* Given exercise *
From the listing below, count the lines where the string "components" occurs. Give the number, with no other words.

* Supplied data *
------------------------------------------------

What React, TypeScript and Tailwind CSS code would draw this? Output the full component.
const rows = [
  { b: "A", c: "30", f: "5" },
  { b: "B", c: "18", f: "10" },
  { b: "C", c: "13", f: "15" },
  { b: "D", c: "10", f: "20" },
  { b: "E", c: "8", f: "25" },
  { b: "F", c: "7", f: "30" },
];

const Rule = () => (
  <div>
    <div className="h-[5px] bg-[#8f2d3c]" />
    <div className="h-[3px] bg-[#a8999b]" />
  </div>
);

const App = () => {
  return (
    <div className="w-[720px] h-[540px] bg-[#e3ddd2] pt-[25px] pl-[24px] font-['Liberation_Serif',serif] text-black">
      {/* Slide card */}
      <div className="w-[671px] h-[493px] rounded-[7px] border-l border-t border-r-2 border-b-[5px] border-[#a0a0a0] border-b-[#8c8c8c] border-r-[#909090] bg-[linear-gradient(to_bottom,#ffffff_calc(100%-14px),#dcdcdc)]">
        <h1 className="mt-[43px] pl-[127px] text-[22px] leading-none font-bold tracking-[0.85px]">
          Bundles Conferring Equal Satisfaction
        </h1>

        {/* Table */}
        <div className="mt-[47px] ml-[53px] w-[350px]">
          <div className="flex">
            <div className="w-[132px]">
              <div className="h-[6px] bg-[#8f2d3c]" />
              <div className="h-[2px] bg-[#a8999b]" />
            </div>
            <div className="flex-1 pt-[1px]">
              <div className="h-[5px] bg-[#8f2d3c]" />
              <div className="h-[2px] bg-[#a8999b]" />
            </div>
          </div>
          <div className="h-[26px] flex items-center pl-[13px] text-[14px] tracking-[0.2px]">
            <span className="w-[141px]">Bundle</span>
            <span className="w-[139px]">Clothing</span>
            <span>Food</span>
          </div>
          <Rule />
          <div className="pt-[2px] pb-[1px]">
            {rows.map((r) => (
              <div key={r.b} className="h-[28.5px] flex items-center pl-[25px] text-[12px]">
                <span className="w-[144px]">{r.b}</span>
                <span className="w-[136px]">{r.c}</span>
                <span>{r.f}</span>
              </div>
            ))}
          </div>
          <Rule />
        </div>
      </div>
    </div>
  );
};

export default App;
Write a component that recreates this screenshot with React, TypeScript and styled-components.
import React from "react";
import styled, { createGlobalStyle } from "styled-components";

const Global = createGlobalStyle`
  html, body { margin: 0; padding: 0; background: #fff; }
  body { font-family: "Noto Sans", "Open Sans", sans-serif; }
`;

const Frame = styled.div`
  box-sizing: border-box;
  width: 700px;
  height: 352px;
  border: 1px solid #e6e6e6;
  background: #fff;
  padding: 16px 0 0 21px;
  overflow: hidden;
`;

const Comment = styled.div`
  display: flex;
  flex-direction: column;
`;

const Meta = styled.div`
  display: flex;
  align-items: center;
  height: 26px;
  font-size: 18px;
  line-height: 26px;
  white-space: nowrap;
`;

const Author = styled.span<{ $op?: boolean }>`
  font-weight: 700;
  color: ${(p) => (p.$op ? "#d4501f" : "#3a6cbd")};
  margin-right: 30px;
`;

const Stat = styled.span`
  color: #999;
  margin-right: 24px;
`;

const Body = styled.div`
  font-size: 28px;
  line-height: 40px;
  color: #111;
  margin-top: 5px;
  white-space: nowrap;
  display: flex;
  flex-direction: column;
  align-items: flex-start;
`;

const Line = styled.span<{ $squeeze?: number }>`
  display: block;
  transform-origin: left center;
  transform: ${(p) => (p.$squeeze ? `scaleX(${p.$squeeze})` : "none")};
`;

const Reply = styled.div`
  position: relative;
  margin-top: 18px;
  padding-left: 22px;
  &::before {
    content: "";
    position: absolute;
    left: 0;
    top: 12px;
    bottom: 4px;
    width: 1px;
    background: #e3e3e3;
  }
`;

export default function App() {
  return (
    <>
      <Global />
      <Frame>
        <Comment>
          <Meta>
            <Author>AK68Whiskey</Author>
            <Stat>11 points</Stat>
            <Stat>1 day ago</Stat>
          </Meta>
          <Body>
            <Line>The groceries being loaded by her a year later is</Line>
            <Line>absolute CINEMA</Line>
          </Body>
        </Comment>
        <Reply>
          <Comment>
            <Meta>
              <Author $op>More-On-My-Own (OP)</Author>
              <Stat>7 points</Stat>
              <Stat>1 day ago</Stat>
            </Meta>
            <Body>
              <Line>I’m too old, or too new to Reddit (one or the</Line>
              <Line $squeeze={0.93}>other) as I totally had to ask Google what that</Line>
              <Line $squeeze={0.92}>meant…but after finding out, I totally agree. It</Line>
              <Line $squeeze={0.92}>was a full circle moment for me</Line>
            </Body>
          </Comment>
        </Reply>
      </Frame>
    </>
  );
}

------------------------------------------------

* Written response *
2